* AIM OF THE EXERCISE *
Check each line of the data for "this" and select those that have it.

* DATA SHOWN *

** begin **

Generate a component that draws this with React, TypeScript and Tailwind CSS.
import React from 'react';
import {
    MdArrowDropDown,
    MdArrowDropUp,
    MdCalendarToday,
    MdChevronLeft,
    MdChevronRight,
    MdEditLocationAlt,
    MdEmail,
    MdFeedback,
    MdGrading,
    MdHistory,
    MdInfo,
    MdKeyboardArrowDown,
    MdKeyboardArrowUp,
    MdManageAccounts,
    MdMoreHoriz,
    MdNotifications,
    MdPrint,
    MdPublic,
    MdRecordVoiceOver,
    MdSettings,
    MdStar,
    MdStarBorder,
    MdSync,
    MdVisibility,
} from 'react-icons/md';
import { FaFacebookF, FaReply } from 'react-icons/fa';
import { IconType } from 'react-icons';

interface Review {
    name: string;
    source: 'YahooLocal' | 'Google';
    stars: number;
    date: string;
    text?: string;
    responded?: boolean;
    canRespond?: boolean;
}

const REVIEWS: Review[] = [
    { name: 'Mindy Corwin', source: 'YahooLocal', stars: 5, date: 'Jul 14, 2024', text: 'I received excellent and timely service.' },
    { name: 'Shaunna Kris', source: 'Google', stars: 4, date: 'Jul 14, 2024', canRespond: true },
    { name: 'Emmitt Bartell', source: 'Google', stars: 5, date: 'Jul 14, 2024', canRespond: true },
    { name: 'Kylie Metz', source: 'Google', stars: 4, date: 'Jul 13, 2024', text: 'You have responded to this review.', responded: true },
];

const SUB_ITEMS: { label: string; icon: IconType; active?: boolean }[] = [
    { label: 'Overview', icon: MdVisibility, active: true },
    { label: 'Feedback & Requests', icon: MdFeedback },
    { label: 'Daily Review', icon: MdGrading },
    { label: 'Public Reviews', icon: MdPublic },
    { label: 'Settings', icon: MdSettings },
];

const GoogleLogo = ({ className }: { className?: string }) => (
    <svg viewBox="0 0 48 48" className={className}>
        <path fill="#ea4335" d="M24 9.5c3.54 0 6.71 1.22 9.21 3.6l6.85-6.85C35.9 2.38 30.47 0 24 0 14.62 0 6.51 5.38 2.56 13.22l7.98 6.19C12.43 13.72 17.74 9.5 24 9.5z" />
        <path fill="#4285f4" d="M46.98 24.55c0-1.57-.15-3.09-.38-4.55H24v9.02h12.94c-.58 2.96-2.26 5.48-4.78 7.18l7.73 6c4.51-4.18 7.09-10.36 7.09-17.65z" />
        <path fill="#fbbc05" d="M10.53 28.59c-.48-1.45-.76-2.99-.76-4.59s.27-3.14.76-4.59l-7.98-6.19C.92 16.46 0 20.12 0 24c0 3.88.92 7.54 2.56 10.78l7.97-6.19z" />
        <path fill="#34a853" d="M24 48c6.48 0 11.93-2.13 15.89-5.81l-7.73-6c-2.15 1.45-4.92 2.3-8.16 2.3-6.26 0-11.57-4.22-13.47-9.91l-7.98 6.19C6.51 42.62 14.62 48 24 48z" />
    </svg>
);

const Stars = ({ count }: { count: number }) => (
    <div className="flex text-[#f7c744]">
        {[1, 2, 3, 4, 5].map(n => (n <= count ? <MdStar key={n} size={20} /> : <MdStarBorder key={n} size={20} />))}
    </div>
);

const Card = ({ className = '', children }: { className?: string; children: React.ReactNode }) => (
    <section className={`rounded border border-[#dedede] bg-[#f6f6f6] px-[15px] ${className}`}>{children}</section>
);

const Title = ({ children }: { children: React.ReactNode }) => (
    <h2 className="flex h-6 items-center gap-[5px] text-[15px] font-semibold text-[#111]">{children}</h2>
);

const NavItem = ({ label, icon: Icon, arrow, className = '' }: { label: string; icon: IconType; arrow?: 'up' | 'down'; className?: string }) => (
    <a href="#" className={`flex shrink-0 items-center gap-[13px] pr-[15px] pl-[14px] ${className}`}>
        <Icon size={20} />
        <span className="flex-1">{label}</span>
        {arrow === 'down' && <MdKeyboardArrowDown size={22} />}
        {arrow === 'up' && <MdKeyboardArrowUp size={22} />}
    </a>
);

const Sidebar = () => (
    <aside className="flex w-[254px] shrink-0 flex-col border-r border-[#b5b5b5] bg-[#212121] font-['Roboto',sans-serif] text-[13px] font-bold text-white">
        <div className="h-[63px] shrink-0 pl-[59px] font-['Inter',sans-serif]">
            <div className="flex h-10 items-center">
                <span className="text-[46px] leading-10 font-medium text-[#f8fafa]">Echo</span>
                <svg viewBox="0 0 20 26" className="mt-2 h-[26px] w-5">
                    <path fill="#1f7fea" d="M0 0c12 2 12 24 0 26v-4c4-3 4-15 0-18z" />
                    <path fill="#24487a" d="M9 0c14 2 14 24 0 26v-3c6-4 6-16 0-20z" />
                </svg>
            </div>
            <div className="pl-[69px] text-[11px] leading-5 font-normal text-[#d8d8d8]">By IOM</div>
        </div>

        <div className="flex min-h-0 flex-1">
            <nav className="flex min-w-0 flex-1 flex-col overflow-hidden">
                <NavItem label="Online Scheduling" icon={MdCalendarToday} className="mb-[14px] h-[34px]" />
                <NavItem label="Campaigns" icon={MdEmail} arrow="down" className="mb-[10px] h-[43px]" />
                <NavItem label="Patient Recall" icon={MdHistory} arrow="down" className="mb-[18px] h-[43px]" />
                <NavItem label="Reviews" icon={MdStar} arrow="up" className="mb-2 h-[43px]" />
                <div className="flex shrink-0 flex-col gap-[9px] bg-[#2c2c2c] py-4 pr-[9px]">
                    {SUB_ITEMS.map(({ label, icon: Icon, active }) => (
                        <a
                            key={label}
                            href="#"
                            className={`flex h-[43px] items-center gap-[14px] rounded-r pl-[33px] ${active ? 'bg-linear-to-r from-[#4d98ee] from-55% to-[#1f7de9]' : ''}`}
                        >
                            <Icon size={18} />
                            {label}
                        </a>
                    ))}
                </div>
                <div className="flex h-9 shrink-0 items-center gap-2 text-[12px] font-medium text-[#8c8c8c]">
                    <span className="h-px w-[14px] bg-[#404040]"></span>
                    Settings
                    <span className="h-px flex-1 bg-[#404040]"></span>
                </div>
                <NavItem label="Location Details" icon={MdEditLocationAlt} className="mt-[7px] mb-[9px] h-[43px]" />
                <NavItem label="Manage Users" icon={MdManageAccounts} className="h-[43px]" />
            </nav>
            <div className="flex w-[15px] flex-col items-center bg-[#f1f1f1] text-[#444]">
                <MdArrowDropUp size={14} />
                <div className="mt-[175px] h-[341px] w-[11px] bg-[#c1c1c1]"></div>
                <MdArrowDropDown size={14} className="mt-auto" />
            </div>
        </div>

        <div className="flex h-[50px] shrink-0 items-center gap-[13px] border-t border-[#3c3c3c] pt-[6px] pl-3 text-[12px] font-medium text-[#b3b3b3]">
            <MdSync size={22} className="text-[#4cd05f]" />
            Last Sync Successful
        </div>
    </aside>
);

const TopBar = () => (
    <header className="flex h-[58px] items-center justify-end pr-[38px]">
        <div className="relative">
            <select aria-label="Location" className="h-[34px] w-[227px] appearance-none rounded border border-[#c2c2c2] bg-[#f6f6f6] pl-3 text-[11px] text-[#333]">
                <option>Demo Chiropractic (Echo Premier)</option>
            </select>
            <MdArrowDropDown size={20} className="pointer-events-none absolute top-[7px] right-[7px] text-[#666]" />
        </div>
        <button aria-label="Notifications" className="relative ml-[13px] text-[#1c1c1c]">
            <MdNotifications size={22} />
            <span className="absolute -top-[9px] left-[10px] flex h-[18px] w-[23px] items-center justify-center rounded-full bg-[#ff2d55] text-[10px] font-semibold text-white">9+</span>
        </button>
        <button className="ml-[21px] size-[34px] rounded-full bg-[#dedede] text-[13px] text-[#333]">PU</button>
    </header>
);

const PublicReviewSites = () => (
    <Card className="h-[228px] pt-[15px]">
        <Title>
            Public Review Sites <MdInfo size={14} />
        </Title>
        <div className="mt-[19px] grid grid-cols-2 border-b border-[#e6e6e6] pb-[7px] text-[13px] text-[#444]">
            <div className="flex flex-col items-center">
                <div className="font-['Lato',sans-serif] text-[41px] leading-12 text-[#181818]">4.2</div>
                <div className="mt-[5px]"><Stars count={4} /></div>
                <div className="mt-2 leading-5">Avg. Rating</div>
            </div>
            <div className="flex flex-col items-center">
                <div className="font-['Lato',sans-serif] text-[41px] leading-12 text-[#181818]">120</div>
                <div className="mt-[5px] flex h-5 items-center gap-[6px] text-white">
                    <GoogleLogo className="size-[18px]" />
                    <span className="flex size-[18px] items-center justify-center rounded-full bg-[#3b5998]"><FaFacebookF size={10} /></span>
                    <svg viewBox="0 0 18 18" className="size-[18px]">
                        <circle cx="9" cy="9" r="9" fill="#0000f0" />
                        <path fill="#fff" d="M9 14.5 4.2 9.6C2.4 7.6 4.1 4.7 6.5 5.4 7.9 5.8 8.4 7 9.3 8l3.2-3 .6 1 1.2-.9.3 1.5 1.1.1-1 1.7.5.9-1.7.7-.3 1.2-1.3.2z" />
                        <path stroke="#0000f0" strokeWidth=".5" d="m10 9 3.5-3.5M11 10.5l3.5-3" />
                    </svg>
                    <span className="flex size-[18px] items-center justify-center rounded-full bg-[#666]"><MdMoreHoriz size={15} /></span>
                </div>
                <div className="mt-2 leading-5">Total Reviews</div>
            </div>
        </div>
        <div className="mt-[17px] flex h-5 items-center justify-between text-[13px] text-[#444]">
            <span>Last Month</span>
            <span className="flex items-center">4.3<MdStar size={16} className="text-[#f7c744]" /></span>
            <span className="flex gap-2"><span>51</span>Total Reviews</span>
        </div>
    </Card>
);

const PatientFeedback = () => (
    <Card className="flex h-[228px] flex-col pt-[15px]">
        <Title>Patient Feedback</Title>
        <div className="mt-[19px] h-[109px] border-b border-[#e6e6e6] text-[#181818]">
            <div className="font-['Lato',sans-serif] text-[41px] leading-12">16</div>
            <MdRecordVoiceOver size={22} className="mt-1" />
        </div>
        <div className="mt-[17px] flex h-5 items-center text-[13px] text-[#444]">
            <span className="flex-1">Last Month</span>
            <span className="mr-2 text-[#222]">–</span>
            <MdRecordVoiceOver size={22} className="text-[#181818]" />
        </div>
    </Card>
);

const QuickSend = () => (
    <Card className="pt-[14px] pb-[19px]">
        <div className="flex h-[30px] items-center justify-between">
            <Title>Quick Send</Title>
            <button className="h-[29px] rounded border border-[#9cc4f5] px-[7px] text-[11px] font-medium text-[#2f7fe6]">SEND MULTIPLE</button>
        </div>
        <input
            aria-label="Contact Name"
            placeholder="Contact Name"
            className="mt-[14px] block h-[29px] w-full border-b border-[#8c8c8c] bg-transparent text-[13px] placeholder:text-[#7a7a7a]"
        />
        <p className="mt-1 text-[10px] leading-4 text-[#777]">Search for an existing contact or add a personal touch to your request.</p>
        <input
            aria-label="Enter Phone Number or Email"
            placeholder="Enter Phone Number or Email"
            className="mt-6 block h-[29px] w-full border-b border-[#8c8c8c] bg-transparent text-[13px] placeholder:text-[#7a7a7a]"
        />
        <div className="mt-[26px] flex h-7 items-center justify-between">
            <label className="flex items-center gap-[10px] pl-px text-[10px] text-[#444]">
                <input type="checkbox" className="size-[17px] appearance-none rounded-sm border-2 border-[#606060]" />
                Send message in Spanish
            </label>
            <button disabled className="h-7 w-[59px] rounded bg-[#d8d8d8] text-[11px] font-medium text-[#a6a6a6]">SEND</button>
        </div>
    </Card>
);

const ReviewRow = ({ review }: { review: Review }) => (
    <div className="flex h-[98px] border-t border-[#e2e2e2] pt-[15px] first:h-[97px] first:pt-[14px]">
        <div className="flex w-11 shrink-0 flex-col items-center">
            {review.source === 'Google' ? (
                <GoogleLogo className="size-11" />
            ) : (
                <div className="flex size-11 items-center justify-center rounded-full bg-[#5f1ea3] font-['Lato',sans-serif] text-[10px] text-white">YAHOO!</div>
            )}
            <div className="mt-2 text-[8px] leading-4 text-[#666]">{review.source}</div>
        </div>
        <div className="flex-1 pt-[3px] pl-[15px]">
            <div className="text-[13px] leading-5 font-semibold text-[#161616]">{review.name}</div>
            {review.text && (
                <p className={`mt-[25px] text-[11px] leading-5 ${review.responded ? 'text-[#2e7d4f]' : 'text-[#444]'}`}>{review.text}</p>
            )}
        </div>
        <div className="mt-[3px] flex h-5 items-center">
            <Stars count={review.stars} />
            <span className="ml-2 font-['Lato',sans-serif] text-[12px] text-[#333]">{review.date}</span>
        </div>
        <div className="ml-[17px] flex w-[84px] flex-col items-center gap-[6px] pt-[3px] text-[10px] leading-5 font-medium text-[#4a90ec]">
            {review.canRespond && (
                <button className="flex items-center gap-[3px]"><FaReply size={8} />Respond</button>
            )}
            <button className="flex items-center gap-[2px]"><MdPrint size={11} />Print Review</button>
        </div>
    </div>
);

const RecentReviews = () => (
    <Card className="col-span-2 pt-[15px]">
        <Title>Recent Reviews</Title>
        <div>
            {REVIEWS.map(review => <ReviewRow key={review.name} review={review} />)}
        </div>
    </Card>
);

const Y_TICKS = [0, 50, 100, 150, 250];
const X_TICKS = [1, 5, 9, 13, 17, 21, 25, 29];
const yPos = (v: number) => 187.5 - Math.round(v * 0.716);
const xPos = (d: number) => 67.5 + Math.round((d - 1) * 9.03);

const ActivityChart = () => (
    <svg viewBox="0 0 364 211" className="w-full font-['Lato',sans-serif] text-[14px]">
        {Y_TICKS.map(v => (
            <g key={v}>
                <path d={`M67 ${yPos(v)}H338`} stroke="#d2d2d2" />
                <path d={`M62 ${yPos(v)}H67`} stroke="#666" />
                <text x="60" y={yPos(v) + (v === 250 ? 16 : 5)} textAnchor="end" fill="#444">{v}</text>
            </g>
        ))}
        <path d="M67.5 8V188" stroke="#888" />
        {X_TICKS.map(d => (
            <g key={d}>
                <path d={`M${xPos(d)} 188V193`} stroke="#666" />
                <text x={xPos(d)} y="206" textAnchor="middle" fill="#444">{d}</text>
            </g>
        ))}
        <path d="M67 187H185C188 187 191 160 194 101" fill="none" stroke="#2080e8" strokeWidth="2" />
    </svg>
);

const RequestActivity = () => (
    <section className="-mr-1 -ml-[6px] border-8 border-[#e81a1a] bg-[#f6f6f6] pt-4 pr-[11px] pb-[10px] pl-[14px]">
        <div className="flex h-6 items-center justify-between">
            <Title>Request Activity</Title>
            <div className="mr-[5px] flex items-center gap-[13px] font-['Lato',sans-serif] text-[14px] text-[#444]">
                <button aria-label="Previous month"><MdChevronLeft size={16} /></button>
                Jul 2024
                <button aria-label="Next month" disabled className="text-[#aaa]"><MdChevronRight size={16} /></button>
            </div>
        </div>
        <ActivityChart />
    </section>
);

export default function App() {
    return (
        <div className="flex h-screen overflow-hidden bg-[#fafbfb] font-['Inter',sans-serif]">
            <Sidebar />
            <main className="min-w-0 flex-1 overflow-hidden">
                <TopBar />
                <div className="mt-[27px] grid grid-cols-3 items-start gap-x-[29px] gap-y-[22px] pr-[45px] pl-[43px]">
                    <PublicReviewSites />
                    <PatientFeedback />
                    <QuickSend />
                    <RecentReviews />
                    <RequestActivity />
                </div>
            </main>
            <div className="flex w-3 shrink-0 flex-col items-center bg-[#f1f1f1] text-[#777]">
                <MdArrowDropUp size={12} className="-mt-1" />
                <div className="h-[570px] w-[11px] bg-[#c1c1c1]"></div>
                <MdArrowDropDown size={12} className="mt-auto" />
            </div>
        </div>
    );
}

** end **

* WORKED SOLUTION *
Generate a component that draws this with React, TypeScript and Tailwind CSS.
    { name: 'Kylie Metz', source: 'Google', stars: 4, date: 'Jul 13, 2024', text: 'You have responded to this review.', responded: true },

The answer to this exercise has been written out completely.